(Reuters) - Forest Laboratories Inc said Howard Solomon, its chief executive of more than 35 years, will retire at the end of this year, capping a tenure that saw the company morph from a small generic and vitamins maker to a $10 billion corporation.
Solomon will continue in the chairman role until the annual shareholder meeting in 2014, the company said.
Forest Labs, which was in a bitter proxy battle with activist investor Carl Icahn last year, said it has been evaluating internal and external candidates for the top job.
The company adopted a shareholder rights plan last August year after Icahn built up a more than 10 percent stake in the company and won one of four board seats that he sought at the company.
Icahn has criticized the company for being ill-prepared to generate new growth as generic competition curtails revenue from two of its biggest-selling treatments - Lexapro for depression and Namenda for Alzheimer's disease.
He also accused the company of hiding information from shareholders that could show it was trying to deter potential acquirers and expressed concerns about the company receiving warning letters from the U.S. Food and Drug Administration about unethical practices by its sales representatives.
Icahn was not immediately available for comment when Reuters tried to contact him on Thursday.
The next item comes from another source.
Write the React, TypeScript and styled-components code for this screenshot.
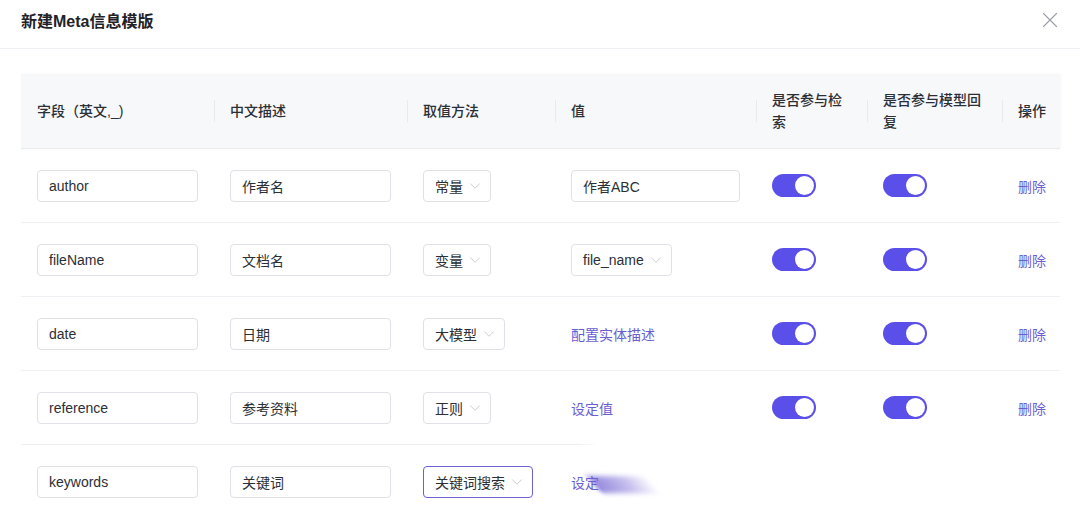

"While Howard Solomon has built an unquestionably successful company, we believe disclosure of succession plans will be viewed favorably by investors and expect Forest shares to react positively to the news," J.P. Morgan analyst Chris Schott said in a note.
Solomon will stand for re-election to the board of directors at its 2014 shareholder meeting and become chairman emeritus.
The company's shares rose 2 percent to $38.30 in morning trade on the New York Stock Exchange. They touched a high of $38.98 earlier in the session.